The champion from Gath
It is interesting that though the word “champion” appears several times in the Bible it is only used here with a specific meaning; it literally means “the one who stands between.” The Philistine’s champion was their ‘trump card’ for the destruction of Israel once and for all. All of their hopes and dreams were in the giant Goliath. They believed that not even the combined might of Israel’s army could defeat them now. Saul believed this too.
Goliath, the superman of the Philistines, was from a family of giants which descended from the Anakites of Joshua’s day. Though Joshua destroyed many of them, some remained in Gath, Ashdod and Gaza (Joshua 11:22). Goliath stood nearly ten feet tall. His appearance intimidated Saul and his army. He reduced them to a quivering band of cowards. His highly polished bronze battledress would have shone like flashes of lightening in the sunlight. The size of his spear, sword and shield terrified them. If only they had known the proverb which says, “The bigger they are, the harder they fall.”
Goliath taunted Israel with a proposition. If their bravest warrior could defeat him then every Philistine would become Israel’s servant, if not then they would serve Philistia. Since the army knew they could not defeat Goliath all hope had gone. The giant came out day after day and repeated his challenge, but not once did anyone from the Israelite camp step forward.

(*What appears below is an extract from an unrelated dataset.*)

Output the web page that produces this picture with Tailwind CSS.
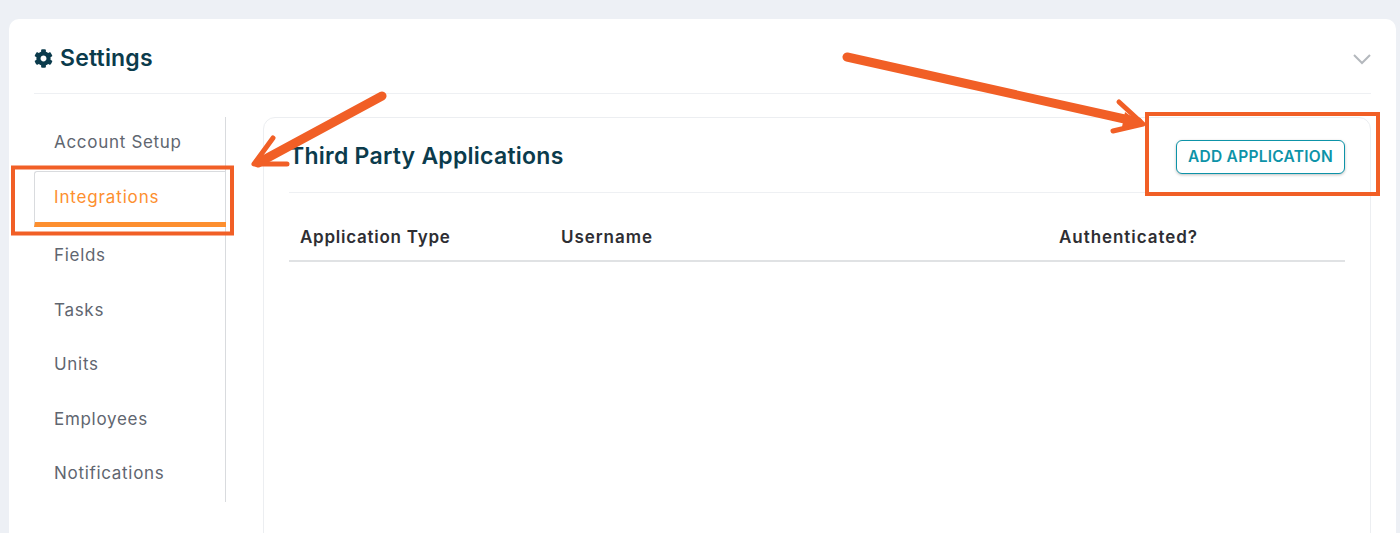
<!DOCTYPE html>
<html>
<head>
<meta charset="utf-8">
<script src="https://cdn.jsdelivr.net/npm/@tailwindcss/browser@4"></script>
</head>
<body class="m-0 p-0">
<div class="relative w-[1400px] h-[533px] overflow-hidden bg-[#edf0f5] font-['Inter','Open_Sans',sans-serif]">
  <div class="absolute left-[9px] top-[19px] w-[1387px] h-[560px] bg-white rounded-[10px] px-[25px]">
    <div class="h-[75px] border-b border-[#eef0f3] flex items-center justify-between pt-[5px]">
      <div class="flex items-center gap-[7px] text-[#0b3b4c]">
        <svg class="w-[19px] h-[19px]" viewBox="0 0 512 512" fill="#0b3b4c"><path d="M487.4 315.7l-42.6-24.6c4.3-23.2 4.3-47 0-70.2l42.6-24.6c4.9-2.8 7.1-8.6 5.5-14-11.1-35.6-30-67.8-54.7-94.6-3.8-4.1-10-5.1-14.8-2.3L380.8 110c-17.9-15.4-38.5-27.3-60.8-35.1V25.8c0-5.6-3.9-10.5-9.4-11.7-36.7-8.2-74.3-7.8-109.2 0-5.5 1.2-9.4 6.1-9.4 11.7V75c-22.2 7.9-42.8 19.8-60.8 35.1L88.7 85.5c-4.9-2.8-11-1.9-14.8 2.3-24.7 26.7-43.6 58.9-54.7 94.6-1.7 5.4.6 11.2 5.5 14L67.3 221c-4.3 23.2-4.3 47 0 70.2l-42.6 24.6c-4.9 2.8-7.1 8.6-5.5 14 11.1 35.6 30 67.8 54.7 94.6 3.8 4.1 10 5.1 14.8 2.3l42.6-24.6c17.9 15.4 38.5 27.3 60.8 35.1v49.2c0 5.6 3.9 10.5 9.4 11.7 36.7 8.2 74.3 7.8 109.2 0 5.5-1.2 9.4-6.1 9.4-11.7v-49.2c22.2-7.9 42.8-19.8 60.8-35.1l42.6 24.6c4.9 2.8 11 1.9 14.8-2.3 24.7-26.7 43.6-58.9 54.7-94.6 1.5-5.5-.7-11.3-5.6-14.1zM256 336c-44.1 0-80-35.9-80-80s35.9-80 80-80 80 35.9 80 80-35.9 80-80 80z"/></svg>
        <span class="text-[23px] font-semibold leading-none tracking-[0.2px]">Settings</span>
      </div>
      <svg class="w-[18px] h-[12px]" viewBox="0 0 18 12" fill="none" stroke="#b4b8bd" stroke-width="2"><path d="M1 2l8 8 8-8"/></svg>
    </div>
    <div class="flex mt-[23px]">
      <nav class="w-[192px] h-[385px] border-r border-[#d9dbde] shrink-0 text-[17px] text-[#5f6670] tracking-[0.7px]">
        <div class="h-[54px] pl-[20px] flex items-center pb-[2px]">Account Setup</div>
        <div class="h-[56px] pl-[19px] flex items-center pt-[2px] border-l border-t border-[#d9dbde] border-b-[5px] border-b-[#fd8f2f] rounded-tl-[3px] text-[#fd8f2f] w-[192px] tracking-[0.85px]">Integrations</div>
        <div class="h-[56px] pl-[20px] flex items-center pt-[2px]">Fields</div>
        <div class="h-[54px] pl-[20px] flex items-center pt-[2px]">Tasks</div>
        <div class="h-[55px] pl-[20px] flex items-center">Units</div>
        <div class="h-[54px] pl-[20px] flex items-center pt-[2px]">Employees</div>
        <div class="h-[55px] pl-[20px] flex items-center">Notifications</div>
      </nav>
      <section class="ml-[37px] w-[1108px] h-[500px] border border-[#eceef1] rounded-[12px] pl-[25px] pr-[25px]">
        <div class="h-[75px] border-b border-[#eef0f3] flex items-center justify-between">
          <h2 class="text-[23px] font-semibold text-[#0b3b4c] tracking-[0.25px] mt-[2px]">Third Party Applications</h2>
          <button class="w-[169px] h-[34px] mt-[3px] border border-[#0d93a8] rounded-[6px] text-[#0d93a8] text-[15.5px] font-semibold tracking-[0.27px] shadow-[0_1px_3px_rgba(0,0,0,0.25)] bg-white">ADD APPLICATION</button>
        </div>
        <div class="flex items-center h-[69px] pt-[22px] border-b-2 border-[#e0e2e4] text-[17px] font-semibold text-[#2e2e33] tracking-[0.75px]">
          <div class="w-[272px] pl-[11px]">Application Type</div>
          <div class="w-[498px] tracking-[0.95px]">Username</div>
          <div class="tracking-[0.95px]">Authenticated?</div>
        </div>
      </section>
    </div>
  </div>
  <svg class="absolute inset-0 w-[1400px] h-[533px] pointer-events-none" viewBox="0 0 1400 533" fill="none" stroke="#f15f26" stroke-linecap="round" stroke-linejoin="round">
    <rect x="13" y="167.500" width="219" height="66" stroke-width="4" stroke-linecap="butt" stroke-linejoin="miter"/>
    <rect x="1147" y="114" width="231" height="80" stroke-width="4" stroke-linecap="butt" stroke-linejoin="miter"/>
    <path d="M382 96L258 163" stroke-width="9"/>
    <path d="M273 138L254 164L287 164" stroke-width="5"/>
    <path d="M847 57L1138 122" stroke-width="9"/>
    <path d="M1119 102L1143 124L1113 131" stroke-width="5"/>
    <path d="M1142 124L1125 112L1122 127Z" fill="#f15f26" stroke="none"/>
  </svg>
</div>
</body>
</html>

Why was not Saul at the front of the queue to wage war against the infidel who defied God and His people? Saul, who was “from his shoulders and upward he was higher than any of the people” (1 Samuel 9:2), had lost his faith in the Lord. Was he not a brave warrior and therefore the obvious candidate to go out to face Goliath? But Saul was cowering in his tent “dismayed, and greatly afraid.” He knew that he would instantly die if he did accept Goliath’s challenge. He could have turned to God in prayer, but that was the furthest thing from his mind. His fear was as contagious as a virus and quickly spread throughout the camp. King Saul was no longer a viable leader of Israel.
Sin brings fear, and fear replaces faith once a person trust in his own or another person’s abilities rather than in God. “The wicked flee when no man pursueth: but the righteous are bold as a lion” (Proverbs 28:1). Once fear has taken root, Satan will be soon on the scene with his Goliath to bring him into total bondage. King Saul was not a man of faith, but was of an unsound mind, which resulted in debilitating fear. Paul states that such biographical accounts are recorded as warnings for all believers. “Now all these things happened unto them for ensamples: and they are written for our admonition, upon whom the ends of the world are come. Wherefore let him that thinketh he standeth take heed lest he fall” (1 Corinthians 10:11-12) … “For God hath not given us the spirit of fear; but of power, and of love, and of a sound mind” (2 Timothy 1:7). No wonder then he encourages us to “put on the whole armour of God” (Ephesians 6:11) lest Satan find us defenceless.